Rows from a dataset of pages and code

◆ ◆ ◆ ◆ ◆ ◆ ◆

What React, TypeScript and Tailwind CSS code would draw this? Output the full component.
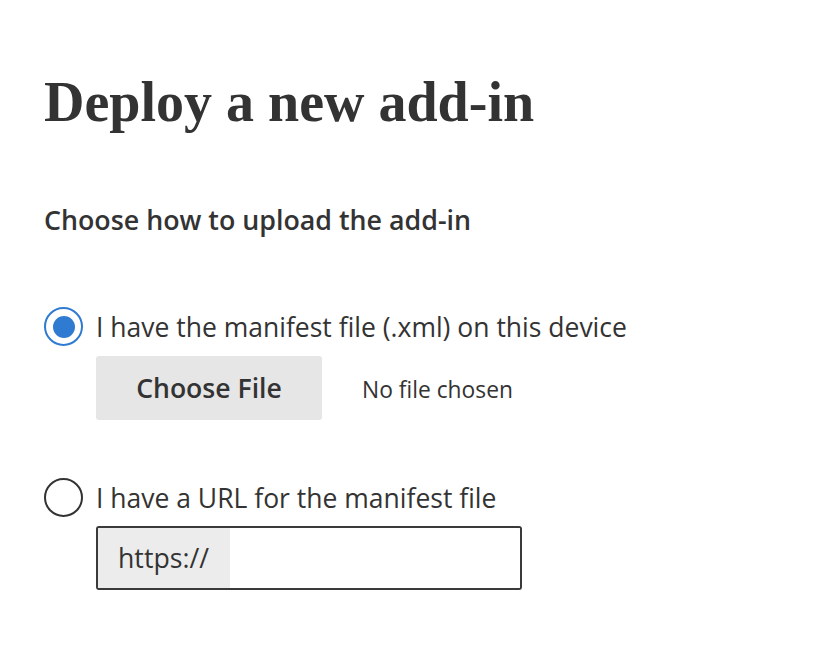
import React, { useState } from 'react';

const body = { fontFamily: '"Open Sans", "Noto Sans", sans-serif' };

const Radio = ({ checked, onClick }: { checked: boolean; onClick: () => void }) => (
  <button
    type="button"
    onClick={onClick}
    className={`flex h-[39px] w-[39px] shrink-0 items-center justify-center rounded-full border-2 bg-white ${
      checked ? 'border-[#2f7bd2]' : 'border-[#333333]'
    }`}
  >
    {checked && <span className="h-[22px] w-[22px] rounded-full bg-[#2f7bd2]" />}
  </button>
);

const App = () => {
  const [mode, setMode] = useState<'file' | 'url'>('file');

  return (
    <div className="min-h-screen bg-white pl-[44px] pt-[74px] text-[#333333]" style={body}>
      <h1
        className="h-[56px] text-[56px] font-bold leading-none"
        style={{ fontFamily: '"Liberation Serif", "Times New Roman", serif' }}
      >
        Deploy a new add-in
      </h1>

      <p className="mt-[74px] h-[32px] text-[26.8px] font-semibold leading-[32px]">
        Choose how to upload the add-in
      </p>

      <div className="mt-[71px] flex h-[39px] items-center gap-[13px]">
        <Radio checked={mode === 'file'} onClick={() => setMode('file')} />
        <span className="text-[26.5px] leading-[32px]">I have the manifest file (.xml) on this device</span>
      </div>

      <div className="ml-[52px] mt-[10px] flex items-center gap-[40px]">
        <button
          type="button"
          className="h-[64px] w-[226px] rounded-[3px] bg-[#e6e6e6] text-[26.6px] font-semibold leading-[32px]"
        >
          Choose File
        </button>
        <span className="pt-[3px] text-[22.8px] leading-[32px]">No file chosen</span>
      </div>

      <div className="mt-[58px] flex h-[39px] items-center gap-[13px]">
        <Radio checked={mode === 'url'} onClick={() => setMode('url')} />
        <span className="text-[26.5px] leading-[32px]">I have a URL for the manifest file</span>
      </div>

      <div className="ml-[52px] mt-[9px] flex h-[64px] w-[426px] overflow-hidden rounded-[3px] border-2 border-[#3a3a3a]">
        <span className="flex w-[132px] items-center bg-[#ececec] pl-[20px] text-[26.7px] leading-[32px]">https://</span>
        <input className="min-w-0 flex-1 bg-white px-3 text-[26px] outline-none" />
      </div>
    </div>
  );
};

export default App;
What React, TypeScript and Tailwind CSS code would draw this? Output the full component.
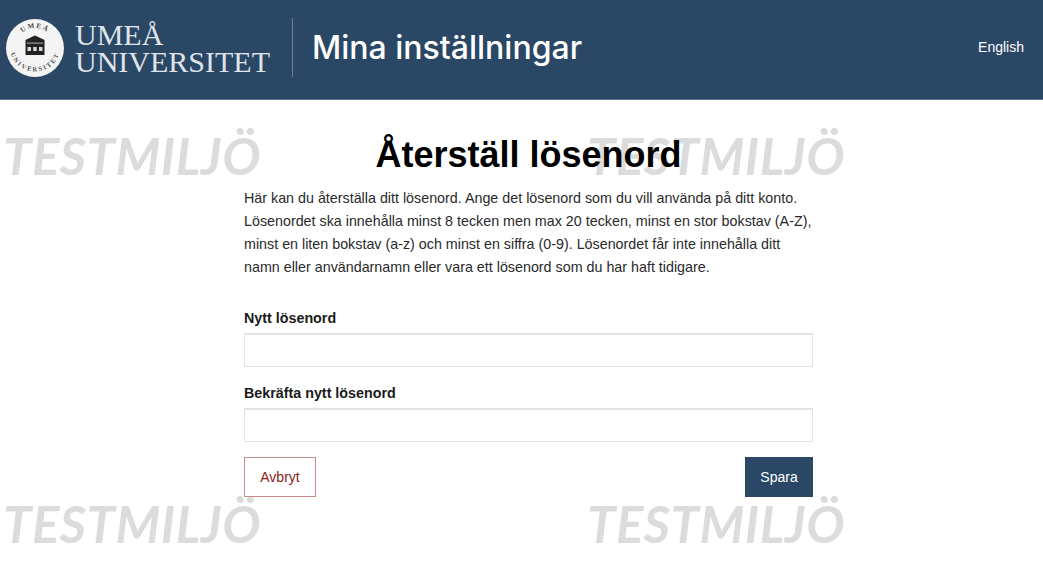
const sans = { fontFamily: '"Liberation Sans", Arial, sans-serif' };

function Seal() {
  return (
    <svg width="60" height="60" viewBox="0 0 60 60" className="shrink-0 mt-[-3px]">
      <circle cx="30" cy="30" r="29" fill="#f4f4f4" />
      <defs>
        <path id="sealTop" d="M10 30 A20 20 0 0 1 50 30" />
        <path id="sealBottom" d="M4.5 28 A25.5 25.5 0 0 0 55.5 28" />
      </defs>
      <text fontFamily="Liberation Serif, serif" fontSize="7" fontWeight="700" fill="#444" letterSpacing="1.6">
        <textPath href="#sealTop" startOffset="50%" textAnchor="middle">UMEÅ</textPath>
      </text>
      <text fontFamily="Liberation Serif, serif" fontSize="6.5" fontWeight="700" fill="#555" letterSpacing="1.8">
        <textPath href="#sealBottom" startOffset="50%" textAnchor="middle">UNIVERSITET</textPath>
      </text>
      <path d="M20.5 22 L30 17.5 L39.5 22 V37 H20.5 Z" fill="#222222" />
      <rect x="22" y="24.5" width="16" height="1.2" fill="#9a9a9a" />
      <path d="M22.5 29h3.5v4h-3.5zM28.2 29h3.5v4h-3.5zM34 29h3.5v4h-3.5z" fill="#d8d8d8" />
    </svg>
  );
}

function Watermark({ className }: { className: string }) {
  return (
    <div
      className={`absolute text-[51px] leading-none font-bold italic text-[#dcdcdc] tracking-[0.5px] whitespace-nowrap select-none ${className}`}
      style={{ fontFamily: 'Lato, "Open Sans", sans-serif' }}
    >
      TESTMILJÖ
    </div>
  );
}

function Field({ label }: { label: string }) {
  return (
    <div className="flex flex-col">
      <label className="text-[14.3px] leading-[20px] font-bold text-[#1a1a1a] mb-[5px]">{label}</label>
      <input type="password" className="h-[34px] w-full border border-t-2 border-[#e3e3e3] bg-white" />
    </div>
  );
}

export default function App() {
  return (
    <div className="relative h-[578px] w-[1043px] overflow-hidden bg-white" style={sans}>
      <header className="flex h-[100px] items-center justify-between bg-[#2a4765] pl-[5px] pr-[19px] border-b border-[#5d7690]">
        <div className="flex items-center">
          <Seal />
          <div
            className="ml-[10px] flex flex-col text-[30px] leading-[27px] text-[#dfe4ea] mt-[-3px]"
            style={{ fontFamily: '"Liberation Serif", serif' }}
          >
            <span>UMEÅ</span>
            <span>UNIVERSITET</span>
          </div>
          <div className="ml-[22px] h-[59px] w-px bg-[#6b8199] mt-[-4px]" />
          <div
            className="ml-[19px] text-[32px] font-medium text-white mt-[-3px]"
            style={{ fontFamily: 'Inter, sans-serif' }}
          >
            Mina inställningar
          </div>
        </div>
        <a className="text-[14px] text-white mb-[5px]">English</a>
      </header>

      <Watermark className="left-[3px] top-[130px]" />
      <Watermark className="left-[587px] top-[130px]" />
      <Watermark className="left-[3px] top-[498px]" />
      <Watermark className="left-[587px] top-[498px]" />

      <main className="relative ml-[244px] w-[569px]">
        <h1 className="mt-[33px] text-center text-[36px] leading-[44px] font-bold text-black">Återställ lösenord</h1>
        <p className="mt-[10px] text-[14.3px] leading-[23px] text-[#2a2a2a] whitespace-nowrap">
          Här kan du återställa ditt lösenord. Ange det lösenord som du vill använda på ditt konto.<br />
          Lösenordet ska innehålla minst 8 tecken men max 20 tecken, minst en stor bokstav (A-Z),<br />
          minst en liten bokstav (a-z) och minst en siffra (0-9). Lösenordet får inte innehålla ditt<br />
          namn eller användarnamn eller vara ett lösenord som du har haft tidigare.
        </p>
        <form className="mt-[29px] flex flex-col gap-[16px]">
          <Field label="Nytt lösenord" />
          <Field label="Bekräfta nytt lösenord" />
        </form>
        <div className="mt-[15px] flex justify-between">
          <button className="h-[40px] w-[72px] border border-[#c98a8a] bg-white text-[14px] text-[#8c1c1c]">Avbryt</button>
          <button className="h-[40px] w-[68px] bg-[#2a4765] text-[14px] text-white">Spara</button>
        </div>
      </main>
    </div>
  );
}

◆ ◆ ◆ ◆ ◆ ◆ ◆

WORK INSTRUCTIONS —
Repeat exactly the lines from the first line of the records above through the line containing "const [mode, setMode]", leaving out the pictures.

RESPONSE FOR THIS EXERCISE —
What React, TypeScript and Tailwind CSS code would draw this? Output the full component.
import React, { useState } from 'react';

const body = { fontFamily: '"Open Sans", "Noto Sans", sans-serif' };

const Radio = ({ checked, onClick }: { checked: boolean; onClick: () => void }) => (
  <button
    type="button"
    onClick={onClick}
    className={`flex h-[39px] w-[39px] shrink-0 items-center justify-center rounded-full border-2 bg-white ${
      checked ? 'border-[#2f7bd2]' : 'border-[#333333]'
    }`}
  >
    {checked && <span className="h-[22px] w-[22px] rounded-full bg-[#2f7bd2]" />}
  </button>
);

const App = () => {
  const [mode, setMode] = useState<'file' | 'url'>('file');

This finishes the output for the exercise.